Employers who fail to pay their employees’ super on time are likely to find themselves on the receiving end of some unwelcome attention after the tax office was given more resources. Here’s a roundup of the latest tax news:
New funding for the Australian Tax Office (ATO) will give it more resources to tackle non compliance with the requirement for regular employee superannuation guarantee (SG) payments by some employers. In addition, legislation will be introduced to close the legal loophole allowing employers to deduct salary sacrifice contributions made by their employees from their SG payments.
According to the Government, the new money is designed to give the tax office “near real time visibility” over employer SG compliance, with super funds required to report at least monthly all contributions received on behalf of employees.
Single Touch Payroll for super information will be rolled out to employers with 20 or more employees from 1 July 2018, with smaller employers moving to the system from 1 July 2019.
Legislation for proposed cuts to the company tax rate over the next few years could see some small and medium corporations miss out due a new, more clearly defined test for eligibility. This will replace the original requirement for a company to be simply ‘carrying on a business’.
Under the new legislation, eligible corporations will be required to have no more than 80% ‘passive’ income, leaving entities with over 80% of their assessable income from sources such as interest, dividends and royalties locked out of the lower tax rates.
The ATO’s definition of passive income includes dividends other than non-portfolio dividends; franking credits on those dividends; non-share dividends; interest income, royalties and rent; and net capital gains.
The ATO has issued a reminder to SMSF trustees that they must notify it in writing within 28 days of any major changes to the fund.
Trustees must notify alterations to the fund’s name, address, contact person, membership, fund trustees and directors of the fund’s corporate trustee. Reporting of any changes to the SMSF’s bank account details and electronic service address is also required.
The new quarterly rates applying to tax shortfalls and penalties during the 2017/18 tax year have been announced by the ATO.

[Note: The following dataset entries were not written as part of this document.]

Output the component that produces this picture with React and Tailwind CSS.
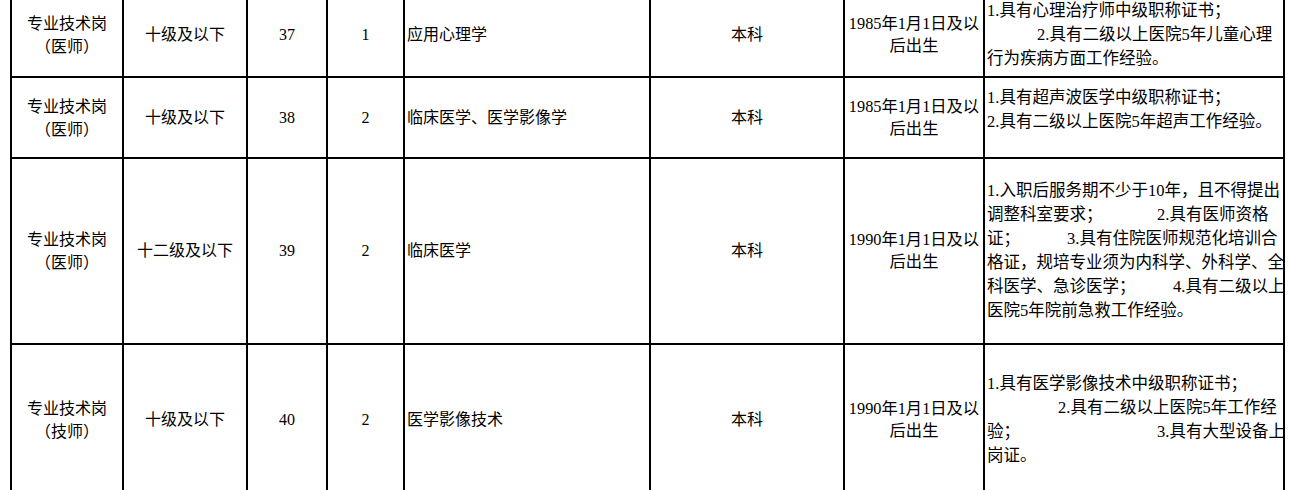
const ROWS = [
  {
    post: ['专业技术岗', '（医师）'],
    level: '十级及以下',
    code: '37',
    num: '1',
    major: '应用心理学',
    edu: '本科',
    birth: '1985年1月1日及以',
    reqBox: 'items-center',
    req: [
      { t: '1.具有心理治疗师中级职称证书；' },
      { t: '2.具有二级以上医院5年儿童心理', cls: 'pl-[50px]' },
      { t: '行为疾病方面工作经验。' },
    ],
  },
  {
    post: ['专业技术岗', '（医师）'],
    level: '十级及以下',
    code: '38',
    num: '2',
    major: '临床医学、医学影像学',
    edu: '本科',
    birth: '1985年1月1日及以',
    reqBox: 'items-start pt-[8px]',
    req: [
      { t: '1.具有超声波医学中级职称证书；' },
      { t: '2.具有二级以上医院5年超声工作经验。' },
    ],
  },
  {
    post: ['专业技术岗', '（医师）'],
    level: '十二级及以下',
    code: '39',
    num: '2',
    major: '临床医学',
    edu: '本科',
    birth: '1990年1月1日及以',
    reqBox: 'items-center',
    req: [
      { t: '1.入职后服务期不少于10年，且不得提出' },
      { a: '调整科室要求；', b: '2.具有医师资格', w: 'w-[170px]' },
      { a: '证；', b: '3.具有住院医师规范化培训合', w: 'w-[80px]' },
      { t: '格证，规培专业须为内科学、外科学、全' },
      { a: '科医学、急诊医学；', b: '4.具有二级以上', w: 'w-[186px]' },
      { t: '医院5年院前急救工作经验。' },
    ],
  },
  {
    post: ['专业技术岗', '（技师）'],
    level: '十级及以下',
    code: '40',
    num: '2',
    major: '医学影像技术',
    edu: '本科',
    birth: '1990年1月1日及以',
    reqBox: 'items-center',
    req: [
      { t: '1.具有医学影像技术中级职称证书；' },
      { t: '2.具有二级以上医院5年工作经', cls: 'pl-[71px]' },
      { a: '验；', b: '3.具有大型设备上', w: 'w-[170px]' },
      { t: '岗证。' },
    ],
  },
];

const cell = 'border-r-2 border-b-2 border-black overflow-hidden flex';
const centered = cell + ' items-center justify-center text-center';

function ReqLine({ line }) {
  if (line.a) {
    return (
      <div className="flex whitespace-nowrap">
        <span className={line.w + ' shrink-0'}>{line.a}</span>
        <span>{line.b}</span>
      </div>
    );
  }
  return <div className={'whitespace-nowrap ' + (line.cls || '')}>{line.t}</div>;
}

export default function App() {
  return (
    <div
      className="w-[1290px] h-[490px] overflow-hidden bg-white text-black text-[16px] leading-[24px]"
      style={{ fontFamily: '"Liberation Serif", "Noto Sans CJK SC", serif' }}
    >
      <div className="ml-[10px] -mt-[7px] w-[1275px] border-l-2 border-black grid grid-cols-[112px_124px_80px_77px_246px_194px_140px_300px] grid-rows-[85px_81px_186px_152px]">
        {ROWS.map((r) => (
          <div key={r.code} className="contents">
            <div className={centered + ' leading-[23px]'}>
              <div>
                <div>{r.post[0]}</div>
                <div>{r.post[1]}</div>
              </div>
            </div>
            <div className={centered}>{r.level}</div>
            <div className={centered}>{r.code}</div>
            <div className={centered}>{r.num}</div>
            <div className={cell + ' items-center pl-[2px] whitespace-nowrap'}>{r.major}</div>
            <div className={centered}>{r.edu}</div>
            <div className={centered + ' text-[16.3px] leading-[22px]'}>
              <div>
                <div className="whitespace-nowrap">{r.birth}</div>
                <div>后出生</div>
              </div>
            </div>
            <div className={cell + ' pl-[2px] text-[16.5px] ' + r.reqBox}>
              <div className="w-full">
                {r.req.map((line, i) => (
                  <ReqLine key={i} line={line} />
                ))}
              </div>
            </div>
          </div>
        ))}
      </div>
    </div>
  );
}
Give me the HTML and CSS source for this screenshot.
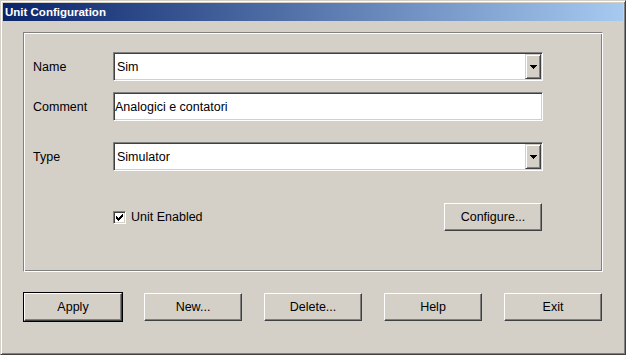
FILE: index.html
```html
<!DOCTYPE html>
<html>
<head>
  <meta charset="utf-8" />
  <title>Unit Configuration</title>
  <link rel="stylesheet" href="styles.css">
</head>
<body>
  <div class="window">
    <div class="titlebar">Unit Configuration</div>

    <div class="client">
      <!-- Gruppe mit Feldern -->
      <div class="group">
        <div class="fields">
          <div class="row">
            <span class="caption">Name</span>
            <div class="field combo">
              <span class="value">Sim</span>
              <span class="drop">
                <svg width="7" height="4" viewBox="0 0 7 4" shape-rendering="crispEdges"><path d="M0 0h7v1h-1v1h-1v1h-1v1h-1v-1h-1v-1h-1v-1h-1z" fill="#000"/></svg>
              </span>
            </div>
          </div>
          <div class="row">
            <span class="caption">Comment</span>
            <div class="field edit">
              <span class="value">Analogici e contatori</span>
            </div>
          </div>
          <div class="row row-type">
            <span class="caption">Type</span>
            <div class="field combo">
              <span class="value">Simulator</span>
              <span class="drop">
                <svg width="7" height="4" viewBox="0 0 7 4" shape-rendering="crispEdges"><path d="M0 0h7v1h-1v1h-1v1h-1v1h-1v-1h-1v-1h-1v-1h-1z" fill="#000"/></svg>
              </span>
            </div>
          </div>
        </div>

        <div class="options">
          <label class="check">
            <span class="box">
              <svg width="9" height="9" viewBox="2 2 9 9" shape-rendering="crispEdges"><path d="M3 5L5 7L10 2L10 5L5 10L3 8Z" fill="#000"/></svg>
            </span>
            Unit Enabled
          </label>
          <button class="btn">Configure...</button>
        </div>
      </div>

      <!-- Buttons unten -->
      <div class="actions">
        <button class="btn default">Apply</button>
        <button class="btn">New...</button>
        <button class="btn">Delete...</button>
        <button class="btn">Help</button>
        <button class="btn">Exit</button>
      </div>
    </div>
  </div>
</body>
</html>
```

FILE: styles.css
```css
/* Grundlayout */
html, body {
  margin: 0;
  padding: 0;
  background: #d4d0c8;
  font-family: "Liberation Sans", Arial, sans-serif;
  font-size: 12.5px;
  color: #000;
}

/* Fensterrahmen */
.window {
  width: 626px;
  height: 355px;
  box-sizing: border-box;
  background: #d4d0c8;
  border: 1px solid;
  border-color: #d4d0c8 #404040 #404040 #d4d0c8;
  box-shadow: inset 1px 1px #fff, inset -1px -1px #808080;
  padding: 2px 2px 2px 2px;
}

.titlebar {
  height: 18px;
  line-height: 18px;
  padding-left: 2px;
  background: linear-gradient(to right, #0a246a, #a6caf0);
  color: #fff;
  font-weight: bold;
  font-size: 11.5px;
}

.client {
  padding: 11px 0 0 20px;
}

/* Gruppenrahmen (geätzt) */
.group {
  width: 580px;
  height: 240px;
  box-sizing: border-box;
  border: 1px solid;
  border-color: #808080 #fff #fff #808080;
  box-shadow: inset 1px 1px #fff, inset -1px -1px #808080;
  padding: 19px 0 0 9px;
}

.row {
  display: flex;
  align-items: center;
  height: 29px;
}

.row + .row {
  margin-top: 11px;
}

.row.row-type {
  margin-top: 21px;
}

.caption {
  width: 80px;
}

/* Eingabefelder (vertieft) */
.field {
  width: 430px;
  height: 29px;
  box-sizing: border-box;
  background: #fff;
  border: 1px solid;
  border-color: #808080 #fff #fff #808080;
  box-shadow: inset 1px 1px #404040, inset -1px -1px #d4d0c8;
  display: flex;
  align-items: center;
  padding: 1px;
}

.field .value {
  flex: 1;
  padding-left: 2px;
}

.edit .value {
  padding-left: 0;
}

.drop {
  width: 16px;
  height: 25px;
  box-sizing: border-box;
  background: #d4d0c8;
  border: 1px solid;
  border-color: #d4d0c8 #404040 #404040 #d4d0c8;
  box-shadow: inset 1px 1px #fff, inset -1px -1px #808080;
  display: flex;
  align-items: center;
  justify-content: center;
}

.drop svg {
  display: block;
  margin-left: 1px;
}

/* Checkbox + Configure */
.options {
  display: flex;
  align-items: center;
  justify-content: space-between;
  width: 429px;
  margin: 32px 0 0 80px;
}

.check {
  display: flex;
  align-items: center;
  gap: 5px;
}

.box {
  width: 13px;
  height: 13px;
  box-sizing: border-box;
  background: #fff;
  border: 1px solid;
  border-color: #808080 #fff #fff #808080;
  box-shadow: inset 1px 1px #404040, inset -1px -1px #d4d0c8;
  display: flex;
  align-items: center;
  justify-content: center;
}

.box svg {
  display: block;
}

/* Knöpfe */
.btn {
  width: 98px;
  height: 28px;
  box-sizing: border-box;
  padding: 0;
  font-family: inherit;
  font-size: 12.5px;
  color: #000;
  background: #d4d0c8;
  border: 1px solid;
  border-color: #fff #404040 #404040 #fff;
  box-shadow: inset -1px -1px #808080;
  border-radius: 0;
}

.btn.default {
  box-shadow: 0 0 0 1px #000, inset -1px -1px #808080;
}

.actions {
  display: flex;
  gap: 22px;
  margin: 21px 0 0 1px;
}
```
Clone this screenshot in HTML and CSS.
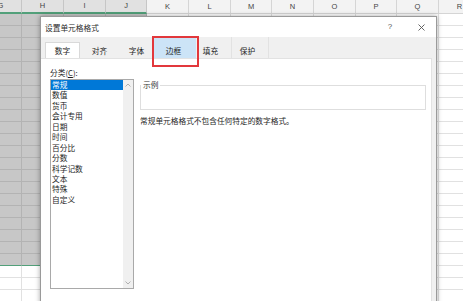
FILE: index.html
```html
<!DOCTYPE html>
<html lang="zh-CN">
<head>
<meta charset="utf-8">
<title>设置单元格格式</title>
<link rel="stylesheet" href="styles.css">
</head>
<body>
<div class="sheet">
  <div class="col sel"><div class="colhead">G</div><div class="selcells"></div><div class="cells"></div></div>
  <div class="col sel"><div class="colhead">H</div><div class="selcells"></div><div class="cells"></div></div>
  <div class="col sel"><div class="colhead">I</div><div class="selcells"></div><div class="cells"></div></div>
  <div class="col sel n"><div class="colhead">J</div><div class="selcells"></div><div class="cells"></div></div>
  <div class="col"><div class="colhead">K</div><div class="cells"></div></div>
  <div class="col"><div class="colhead">L</div><div class="cells"></div></div>
  <div class="col n"><div class="colhead">M</div><div class="cells"></div></div>
  <div class="col"><div class="colhead">N</div><div class="cells"></div></div>
  <div class="col"><div class="colhead">O</div><div class="cells"></div></div>
  <div class="col n"><div class="colhead">P</div><div class="cells"></div></div>
  <div class="col"><div class="colhead">Q</div><div class="cells"></div></div>
  <div class="col"><div class="colhead">R</div><div class="cells"></div></div>
</div>

<div class="dialog">
  <div class="titlebar">
    <span class="title">设置单元格格式</span>
    <span class="tbtn help">?</span>
    <span class="tbtn close"><svg width="7" height="7" viewBox="0 0 7 7"><path d="M0.5 0.5L6.5 6.5M6.5 0.5L0.5 6.5" stroke="#555" stroke-width="0.9" fill="none"/></svg></span>
  </div>
  <div class="tabstrip">
    <div class="tab active">数字</div>
    <div class="tab">对齐</div>
    <div class="tab">字体</div>
    <div class="tab hover"><span class="tabtext">边框</span></div>
    <div class="tab sep">填充</div>
    <div class="tab sep">保护</div>
  </div>
  <div class="panel">
    <div class="catcol">
      <div class="label">分类(<u>C</u>):</div>
      <div class="listbox">
        <div class="items">
          <div class="item selected">常规</div>
          <div class="item">数值</div>
          <div class="item">货币</div>
          <div class="item">会计专用</div>
          <div class="item">日期</div>
          <div class="item">时间</div>
          <div class="item">百分比</div>
          <div class="item">分数</div>
          <div class="item">科学记数</div>
          <div class="item">文本</div>
          <div class="item">特殊</div>
          <div class="item">自定义</div>
        </div>
        <div class="scroll">
          <svg width="6" height="4" viewBox="0 0 6 4"><path d="M0.5 3.5L3 1L5.5 3.5" stroke="#a8a8a8" stroke-width="0.9" fill="none"/></svg>
          <svg width="6" height="4" viewBox="0 0 6 4"><path d="M0.5 0.5L3 3L5.5 0.5" stroke="#a8a8a8" stroke-width="0.9" fill="none"/></svg>
        </div>
      </div>
    </div>
    <div class="detail">
      <fieldset class="example">
        <legend>示例</legend>
        <div class="sample"></div>
      </fieldset>
      <div class="desc">常规单元格格式不包含任何特定的数字格式。</div>
    </div>
  </div>
  <div class="mark"></div>
</div>
</body>
</html>
```

FILE: styles.css
```css
* { box-sizing: border-box; }
html, body { margin: 0; padding: 0; }
body {
  width: 463px;
  height: 301px;
  overflow: hidden;
  position: relative;
  background: #fff;
  font-family: "Noto Sans CJK SC", "Noto Sans", sans-serif;
}

/* spreadsheet */
.sheet { display: flex; margin-left: -20px; height: 301px; }
.col { flex: none; width: 42px; display: flex; flex-direction: column; }
.col.n { width: 41px; }
.colhead {
  flex: none;
  height: 14px;
  background: #f3f3f3;
  border-right: 1px solid #d5d5d5;
  border-bottom: 1px solid #d5d5d5;
  font: 7.5px/13px "Liberation Sans", Arial, sans-serif;
  color: #444;
  text-align: center;
}
.col.sel .colhead {
  background: #e1e1e1;
  border-right-color: #c6c6c6;
  border-bottom: 2px solid #52a07a;
  line-height: 12px;
}
.selcells {
  flex: none;
  height: 252px;
  background: repeating-linear-gradient(to bottom, #c7c7c7 0 11px, #b3b3b3 11px 12px);
  border-right: 1px solid #b3b3b3;
  border-bottom: 1px solid #52a07a;
}
.cells {
  flex: 1;
  background: repeating-linear-gradient(to bottom, #fff 0 11px, #e1e1e1 11px 12px);
  border-right: 1px solid #e1e1e1;
}

/* dialog */
.dialog {
  position: absolute;
  left: 40px;
  top: 16px;
  width: 397px;
  height: 300px;
  border: 1px solid #9a9a9a;
  background: #f0f0f0;
  box-shadow: 0 0 5px rgba(0, 0, 0, 0.35);
  display: flex;
  flex-direction: column;
  font-size: 7.7px;
  color: #1e1e1e;
}
.titlebar {
  flex: none;
  height: 20px;
  background: #fff;
  display: flex;
  align-items: center;
  padding: 0 5px 0 4px;
}
.title { flex: 1; color: #2b2b2b; }
.tbtn { width: 20px; display: flex; justify-content: center; align-items: center; color: #555; }
.help { margin-right: 11px; font: 8px/10px "Liberation Sans", Arial, sans-serif; }

.tabstrip {
  flex: none;
  height: 21px;
  display: flex;
  align-items: flex-end;
  padding-left: 3px;
}
.tab {
  position: relative;
  width: 37px;
  height: 21px;
  padding-top: 9px;
  line-height: 10px;
  text-align: center;
}
.tab.active {
  width: 35px;
  margin: 0 1px;
  height: 16px;
  padding-top: 3px;
  background: #fff;
  border: 1px solid #d9d9d9;
  border-bottom: none;
}
.tab.hover::before {
  content: "";
  position: absolute;
  left: -1px;
  right: -4px;
  top: 0;
  bottom: 0;
  background: #cce4f7;
}
.tabtext { position: relative; }
.tab.sep::after {
  content: "";
  position: absolute;
  right: -3px;
  top: 0;
  bottom: 0;
  width: 1px;
  background: #e2e2e2;
}

.panel {
  flex: 1;
  margin-right: 4px;
  background: #fff;
  border-top: 1px solid #e2e2e2;
  border-right: 1px solid #e2e2e2;
  display: flex;
  gap: 6px;
  padding: 9px 5px 0 9px;
}
.catcol { width: 84px; flex: none; display: flex; flex-direction: column; }
.label { line-height: 9px; height: 9px; }
.listbox {
  margin-top: 2px;
  height: 210px;
  border: 1px solid #a9a9a9;
  display: flex;
  background: #fff;
}
.items { flex: 1; }
.item {
  height: 10.45px;
  line-height: 10.45px;
  padding-left: 1px;
  white-space: nowrap;
}
.item.selected { background: #0078d7; color: #fff; }
.scroll {
  width: 10px;
  flex: none;
  background: #f0f0f0;
  display: flex;
  flex-direction: column;
  justify-content: space-between;
  align-items: center;
  padding: 3px 0;
}
.scroll svg { display: block; }

.detail { flex: 1; padding-top: 12px; }
.example {
  margin: 0;
  padding: 0;
  border: 1px solid #dedede;
  min-width: 0;
}
.example legend {
  padding: 0 2px;
  margin: 0;
  line-height: 10px;
  color: #333;
}
.sample { height: 19px; }
.desc { margin-top: 6px; line-height: 10px; white-space: nowrap; }

.mark {
  position: absolute;
  left: 111px;
  top: 19px;
  width: 47px;
  height: 31px;
  border: 2px solid #e2383c;
}
```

The rate for the general interest charge (GIC) during the October-December 2017 quarter is 8.7%, while the shortfall interest charge (SIC) is 4.7%. GIC penalties for late payment and other tax obligations are imposed on tax debts relating to income tax, FBT, GST and PAYG.
Truck drivers claiming for their meals away from home have received a reprieve from the ATO following a decision to reinstate deductions on a meal-by-meal basis.
New reasonable meal amounts are listed in a revised Taxation Determination, with employee truck drivers able to claim $24.25 for breakfast, $27.65 for lunch and $47.70 for dinner in 2017/18. These amounts cannot be combined into a single daily amount or moved from one meal to another. Drivers who have been using, or wish to continue using, the published daily amount of $55.30 can continue to do so.
Under the meal deduction rules, there are no limits on the amount a driver can claim when travelling away from home, but claims can only be for amounts actually spent. Receipts are not required if the claim does not exceed the ATO’s reasonable amounts, with bank statements considered suitable for substantiation purposes.
The regulator is currently working with trucking industry representatives to develop a daily rate for 2018/19 and simplify record keeping requirements for drivers.